Hi brains trust, I have a property acquired 10 months back and tenants reported issues with plumbing issues. Plumber identified tree roots as the cause. Would this be under repairs or capital cost considering the property acquired less than a year? If capital cost, is it better to pay from equity loan which had couple of thousand left over in offset attached to that split?
i will be repairing them. But i read somewhere that any repairs done with in one year of acquisition of the property should be added to the cost.
The one year thing is not correct. The rule is that to claim compensation for repairs, you need to be fixing stuff that was damaged while you were renting out the property i.e. you can't claim for any pre-existing issues.

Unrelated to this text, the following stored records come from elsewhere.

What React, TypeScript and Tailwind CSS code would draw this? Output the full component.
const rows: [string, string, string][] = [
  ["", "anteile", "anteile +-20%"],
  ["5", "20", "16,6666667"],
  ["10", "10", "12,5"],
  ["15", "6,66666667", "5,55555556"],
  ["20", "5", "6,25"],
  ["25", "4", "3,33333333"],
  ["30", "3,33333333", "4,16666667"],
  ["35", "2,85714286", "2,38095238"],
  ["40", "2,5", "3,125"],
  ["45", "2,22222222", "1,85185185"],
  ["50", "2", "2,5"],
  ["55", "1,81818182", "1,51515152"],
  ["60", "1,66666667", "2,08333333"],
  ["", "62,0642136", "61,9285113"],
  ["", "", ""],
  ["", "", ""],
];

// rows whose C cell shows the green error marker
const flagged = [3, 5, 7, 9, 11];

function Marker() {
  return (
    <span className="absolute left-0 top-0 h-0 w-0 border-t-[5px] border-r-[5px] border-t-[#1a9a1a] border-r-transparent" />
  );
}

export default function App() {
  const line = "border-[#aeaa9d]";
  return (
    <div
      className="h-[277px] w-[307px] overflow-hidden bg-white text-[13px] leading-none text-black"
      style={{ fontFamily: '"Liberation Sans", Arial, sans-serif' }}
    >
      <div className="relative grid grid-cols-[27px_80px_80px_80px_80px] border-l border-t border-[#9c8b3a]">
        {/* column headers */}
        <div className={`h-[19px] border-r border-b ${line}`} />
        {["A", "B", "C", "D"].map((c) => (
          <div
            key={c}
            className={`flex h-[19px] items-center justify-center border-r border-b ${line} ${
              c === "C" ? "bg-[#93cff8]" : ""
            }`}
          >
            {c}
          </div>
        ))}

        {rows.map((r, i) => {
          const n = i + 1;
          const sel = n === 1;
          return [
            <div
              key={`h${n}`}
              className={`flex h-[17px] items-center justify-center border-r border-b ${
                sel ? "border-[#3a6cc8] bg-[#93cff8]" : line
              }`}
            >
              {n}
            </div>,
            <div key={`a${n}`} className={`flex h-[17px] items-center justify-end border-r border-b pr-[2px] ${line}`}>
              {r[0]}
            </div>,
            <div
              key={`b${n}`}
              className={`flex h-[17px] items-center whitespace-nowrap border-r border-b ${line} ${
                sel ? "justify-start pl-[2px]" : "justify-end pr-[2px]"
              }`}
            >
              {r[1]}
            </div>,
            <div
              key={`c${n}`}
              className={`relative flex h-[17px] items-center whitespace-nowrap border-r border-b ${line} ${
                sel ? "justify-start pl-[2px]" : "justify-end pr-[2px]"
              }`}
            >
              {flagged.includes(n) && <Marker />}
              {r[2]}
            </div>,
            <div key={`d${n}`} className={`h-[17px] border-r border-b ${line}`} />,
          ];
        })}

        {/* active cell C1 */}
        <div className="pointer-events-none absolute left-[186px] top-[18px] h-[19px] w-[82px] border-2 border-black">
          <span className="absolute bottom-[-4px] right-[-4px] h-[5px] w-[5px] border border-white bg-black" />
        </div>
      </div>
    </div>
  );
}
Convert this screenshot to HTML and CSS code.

It's a bit like life insurance, now that I think about it. Tree roots are tricky. You could argue that everything was fine when you bought the place but then there was a very rapid invasion of roots that caused damage. See what your accountant reckons. If we are talking a lot of money, your accountant probably won't be keen.
Doesn't matter. Otherwise everybody would do it. 'Yeah, I didn't notice the place was missing a roof. Didn't pick up that fire damaged kitchen, either.'
It usually boils down to the condition of the property when you bought it. If the plumbing was working perfectly well (and 10 months later is the first you have heard of a problem) then I would think that you can safely call it a repair if you simply rectify the actual problem, I.e., eel to clean out pipes or possibly replace a small section of broken pipe. If more extensive work is needed (or chosen) then that is more likely to be a capital matter. As usual, keep good records and check with your accountant at tax time. Marg
Nah, obviously a building inspection would note that sort of thing. Something that wasn't uncovered until later on.
IMO if it was a condition issue you were unaware of and a reasonable period since buying has passed without the tenants bring to your attention then you didn't acquire a property with a known defect so the initial repair issue is not applicable... Provided its a replacement of a section of pipe etc it would be suitable as a repair expense. The interest would be deductible either way if borrowed funds are used.
Thanks for the reply Paul. I had a real world example where the building inspection picked up some issues, we made the offer accordingly and budgeted for repairs. But after settlement found an issue that they missed with the bathroom floor. Covered by tiles obviously, so didn't know the full extent until later when the builder came to do a quote and ripped some tiles up. Couldn't tenant it until it was finished. Probably just unfortunate I guess, would be a bit of a risk to try to claim it as not an initial repair?
Here is something I posted in a recent thread $7000 bill got me regretting a purchase in Brisbane!: From PBR 24564 https://www.ato.gov.au/rba/content/?ffi=/misc/rba/content/24564.htm
Fortunate that a BPR is not binding on another taxpayer. Thie issue with initial repairs is that its impossible to determine if arepair was either in existence or not. The relevant issue yet to be determined is if the repair was evident to a tenant soon after acquiistion. If so I would consider it initial. If not there is a strong case for a ordinary repair
Sounds like its a construction repair that will cost $300 +so hard to determine why its not Div 43 in any event. Sounds like a initial repair OR Div 43 so whats the issue ?
It was in this financial year so I haven't really looked into it that much yet. And I must admit I don't know what Div 43 is off the top of my head.